• [Task requirements]
Check each line of the material below for the string "styles", then report how many lines have it, and nothing else.

• [Listed records]
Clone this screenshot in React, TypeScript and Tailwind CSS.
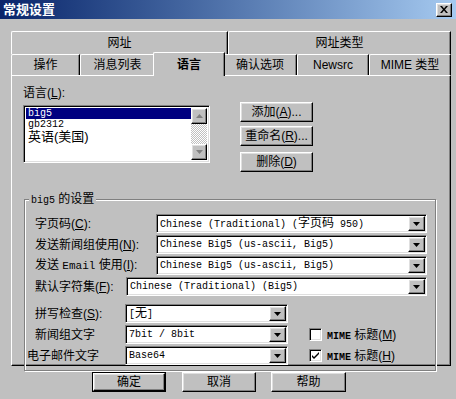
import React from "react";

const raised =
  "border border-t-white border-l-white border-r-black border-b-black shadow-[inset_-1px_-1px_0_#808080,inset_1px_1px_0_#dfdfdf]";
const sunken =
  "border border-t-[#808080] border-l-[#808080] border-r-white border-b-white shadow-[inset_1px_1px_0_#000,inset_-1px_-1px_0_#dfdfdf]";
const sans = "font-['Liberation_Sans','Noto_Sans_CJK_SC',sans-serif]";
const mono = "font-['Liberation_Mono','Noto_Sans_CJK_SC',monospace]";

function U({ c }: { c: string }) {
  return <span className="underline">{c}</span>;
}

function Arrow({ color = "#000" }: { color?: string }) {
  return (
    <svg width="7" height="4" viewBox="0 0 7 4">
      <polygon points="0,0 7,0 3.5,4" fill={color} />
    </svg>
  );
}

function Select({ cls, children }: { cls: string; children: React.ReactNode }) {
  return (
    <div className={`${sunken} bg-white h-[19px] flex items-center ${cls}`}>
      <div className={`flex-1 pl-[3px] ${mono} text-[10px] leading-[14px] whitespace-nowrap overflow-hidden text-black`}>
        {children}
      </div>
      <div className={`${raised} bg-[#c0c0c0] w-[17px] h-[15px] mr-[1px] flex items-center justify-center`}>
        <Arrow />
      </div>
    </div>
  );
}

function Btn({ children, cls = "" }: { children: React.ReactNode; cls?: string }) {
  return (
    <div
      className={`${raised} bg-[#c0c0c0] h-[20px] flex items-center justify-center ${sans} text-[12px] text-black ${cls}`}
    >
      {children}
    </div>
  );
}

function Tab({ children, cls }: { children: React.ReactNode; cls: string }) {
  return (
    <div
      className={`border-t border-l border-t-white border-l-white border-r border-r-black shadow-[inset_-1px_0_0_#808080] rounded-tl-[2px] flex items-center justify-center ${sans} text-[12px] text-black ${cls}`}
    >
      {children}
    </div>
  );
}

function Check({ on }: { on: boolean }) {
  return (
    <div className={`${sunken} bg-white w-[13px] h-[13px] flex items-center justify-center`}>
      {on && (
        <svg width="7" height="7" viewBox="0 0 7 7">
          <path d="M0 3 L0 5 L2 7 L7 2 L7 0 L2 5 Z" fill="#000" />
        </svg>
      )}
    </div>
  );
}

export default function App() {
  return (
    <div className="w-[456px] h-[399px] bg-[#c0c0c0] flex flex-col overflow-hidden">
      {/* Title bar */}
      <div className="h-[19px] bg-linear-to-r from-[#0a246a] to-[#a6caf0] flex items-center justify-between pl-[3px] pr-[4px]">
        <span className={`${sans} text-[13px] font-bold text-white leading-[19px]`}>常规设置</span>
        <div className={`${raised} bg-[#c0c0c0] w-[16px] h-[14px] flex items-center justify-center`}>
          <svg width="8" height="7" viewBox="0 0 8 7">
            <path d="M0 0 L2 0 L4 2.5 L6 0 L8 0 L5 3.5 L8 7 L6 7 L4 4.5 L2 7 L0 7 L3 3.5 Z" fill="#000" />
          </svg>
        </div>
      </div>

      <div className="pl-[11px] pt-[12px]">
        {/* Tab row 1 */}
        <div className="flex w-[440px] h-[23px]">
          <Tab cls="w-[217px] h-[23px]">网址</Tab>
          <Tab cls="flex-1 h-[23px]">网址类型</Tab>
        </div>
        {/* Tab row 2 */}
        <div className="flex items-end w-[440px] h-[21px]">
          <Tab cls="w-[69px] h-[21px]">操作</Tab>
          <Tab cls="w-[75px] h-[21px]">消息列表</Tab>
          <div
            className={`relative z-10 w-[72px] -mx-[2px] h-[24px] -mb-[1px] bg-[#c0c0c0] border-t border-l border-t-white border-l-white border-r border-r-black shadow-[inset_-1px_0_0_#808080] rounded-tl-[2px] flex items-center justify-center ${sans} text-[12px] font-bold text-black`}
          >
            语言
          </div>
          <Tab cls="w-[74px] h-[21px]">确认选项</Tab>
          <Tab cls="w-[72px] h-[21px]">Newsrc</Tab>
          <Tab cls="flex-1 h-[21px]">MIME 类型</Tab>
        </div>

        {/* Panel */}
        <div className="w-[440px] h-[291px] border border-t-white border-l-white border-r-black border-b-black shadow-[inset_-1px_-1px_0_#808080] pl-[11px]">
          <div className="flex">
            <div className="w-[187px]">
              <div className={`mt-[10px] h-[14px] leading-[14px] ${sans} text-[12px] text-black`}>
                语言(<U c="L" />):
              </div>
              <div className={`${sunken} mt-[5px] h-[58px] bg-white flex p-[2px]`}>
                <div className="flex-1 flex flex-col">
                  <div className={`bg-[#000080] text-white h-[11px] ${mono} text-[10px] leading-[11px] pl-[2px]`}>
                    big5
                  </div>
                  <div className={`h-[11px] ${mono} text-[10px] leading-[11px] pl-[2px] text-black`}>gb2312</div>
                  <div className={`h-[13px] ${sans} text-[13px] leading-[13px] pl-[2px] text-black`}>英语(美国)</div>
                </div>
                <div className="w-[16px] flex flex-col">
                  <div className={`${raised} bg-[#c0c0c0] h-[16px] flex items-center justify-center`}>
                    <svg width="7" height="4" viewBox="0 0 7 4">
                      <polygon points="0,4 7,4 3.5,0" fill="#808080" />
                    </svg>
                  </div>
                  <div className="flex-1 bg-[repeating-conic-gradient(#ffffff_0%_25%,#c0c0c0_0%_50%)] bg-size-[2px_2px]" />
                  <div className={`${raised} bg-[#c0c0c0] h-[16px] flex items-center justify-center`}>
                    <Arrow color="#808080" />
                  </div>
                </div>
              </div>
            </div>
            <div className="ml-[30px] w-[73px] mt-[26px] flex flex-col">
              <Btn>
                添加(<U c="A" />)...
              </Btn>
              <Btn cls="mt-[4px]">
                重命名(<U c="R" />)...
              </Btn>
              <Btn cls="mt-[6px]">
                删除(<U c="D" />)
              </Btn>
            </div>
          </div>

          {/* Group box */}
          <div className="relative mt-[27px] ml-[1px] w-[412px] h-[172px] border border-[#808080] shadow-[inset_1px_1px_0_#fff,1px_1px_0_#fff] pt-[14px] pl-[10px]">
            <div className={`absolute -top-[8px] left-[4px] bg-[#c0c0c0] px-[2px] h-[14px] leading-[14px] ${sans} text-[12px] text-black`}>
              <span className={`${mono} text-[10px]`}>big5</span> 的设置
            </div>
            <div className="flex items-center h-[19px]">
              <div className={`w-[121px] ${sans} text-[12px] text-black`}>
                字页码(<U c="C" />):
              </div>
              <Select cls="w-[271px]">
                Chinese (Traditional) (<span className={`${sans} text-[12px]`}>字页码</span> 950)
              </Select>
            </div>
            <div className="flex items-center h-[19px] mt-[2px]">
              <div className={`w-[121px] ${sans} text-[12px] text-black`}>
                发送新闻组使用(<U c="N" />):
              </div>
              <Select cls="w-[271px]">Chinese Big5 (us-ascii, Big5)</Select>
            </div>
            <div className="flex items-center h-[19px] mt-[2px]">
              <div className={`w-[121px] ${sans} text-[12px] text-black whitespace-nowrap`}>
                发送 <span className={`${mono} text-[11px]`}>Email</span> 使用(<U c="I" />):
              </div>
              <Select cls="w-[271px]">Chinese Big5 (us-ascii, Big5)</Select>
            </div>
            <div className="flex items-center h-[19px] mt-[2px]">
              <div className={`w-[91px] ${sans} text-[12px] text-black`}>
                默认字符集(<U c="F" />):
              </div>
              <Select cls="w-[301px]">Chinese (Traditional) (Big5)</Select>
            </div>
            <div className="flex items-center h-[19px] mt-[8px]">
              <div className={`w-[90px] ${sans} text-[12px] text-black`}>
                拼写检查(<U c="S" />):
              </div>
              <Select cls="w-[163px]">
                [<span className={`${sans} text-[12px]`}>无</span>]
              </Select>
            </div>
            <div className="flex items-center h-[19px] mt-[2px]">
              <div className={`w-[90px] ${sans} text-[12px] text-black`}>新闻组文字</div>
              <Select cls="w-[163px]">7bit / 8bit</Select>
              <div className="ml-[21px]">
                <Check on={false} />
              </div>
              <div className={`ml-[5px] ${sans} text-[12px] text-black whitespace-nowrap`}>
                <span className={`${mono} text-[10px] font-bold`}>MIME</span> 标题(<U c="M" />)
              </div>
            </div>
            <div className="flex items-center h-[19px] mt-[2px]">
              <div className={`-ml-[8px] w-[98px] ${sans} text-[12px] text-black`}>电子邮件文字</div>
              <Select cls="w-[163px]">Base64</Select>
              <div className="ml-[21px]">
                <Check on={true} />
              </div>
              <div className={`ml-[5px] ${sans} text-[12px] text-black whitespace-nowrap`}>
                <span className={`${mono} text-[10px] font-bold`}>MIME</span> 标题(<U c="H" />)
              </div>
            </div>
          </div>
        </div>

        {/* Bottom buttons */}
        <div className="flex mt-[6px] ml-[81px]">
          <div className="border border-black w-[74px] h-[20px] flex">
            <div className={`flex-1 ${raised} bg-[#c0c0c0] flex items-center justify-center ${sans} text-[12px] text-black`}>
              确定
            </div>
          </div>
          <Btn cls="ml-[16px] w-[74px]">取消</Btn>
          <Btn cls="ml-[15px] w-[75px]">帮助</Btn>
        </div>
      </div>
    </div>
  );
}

...

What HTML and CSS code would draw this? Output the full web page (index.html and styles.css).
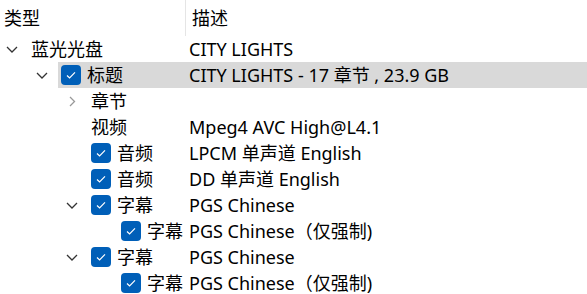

* * *

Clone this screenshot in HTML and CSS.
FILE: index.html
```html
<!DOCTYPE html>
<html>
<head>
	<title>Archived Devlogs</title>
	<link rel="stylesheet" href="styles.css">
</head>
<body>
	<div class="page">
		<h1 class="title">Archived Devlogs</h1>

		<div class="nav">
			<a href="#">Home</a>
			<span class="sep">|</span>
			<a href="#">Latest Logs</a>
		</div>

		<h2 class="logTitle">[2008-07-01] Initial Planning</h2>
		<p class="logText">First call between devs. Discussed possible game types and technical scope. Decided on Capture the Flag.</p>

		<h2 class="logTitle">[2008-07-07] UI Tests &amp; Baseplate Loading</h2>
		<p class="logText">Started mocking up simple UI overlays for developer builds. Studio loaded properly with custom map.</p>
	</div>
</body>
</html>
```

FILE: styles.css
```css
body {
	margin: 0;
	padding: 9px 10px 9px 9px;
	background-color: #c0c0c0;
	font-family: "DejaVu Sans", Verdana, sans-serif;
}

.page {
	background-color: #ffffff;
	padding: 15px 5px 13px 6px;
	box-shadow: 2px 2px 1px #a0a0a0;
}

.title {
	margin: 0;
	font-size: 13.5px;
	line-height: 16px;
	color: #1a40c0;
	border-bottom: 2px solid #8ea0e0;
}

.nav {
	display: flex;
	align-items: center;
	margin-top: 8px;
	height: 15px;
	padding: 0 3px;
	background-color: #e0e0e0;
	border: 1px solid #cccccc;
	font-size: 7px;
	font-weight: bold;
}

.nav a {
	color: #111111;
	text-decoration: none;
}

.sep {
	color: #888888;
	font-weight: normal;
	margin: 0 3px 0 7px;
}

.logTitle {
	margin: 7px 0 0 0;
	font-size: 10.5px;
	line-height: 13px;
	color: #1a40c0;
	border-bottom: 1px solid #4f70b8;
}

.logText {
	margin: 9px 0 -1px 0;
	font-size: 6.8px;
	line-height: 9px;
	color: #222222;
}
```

• [Worked answer]
3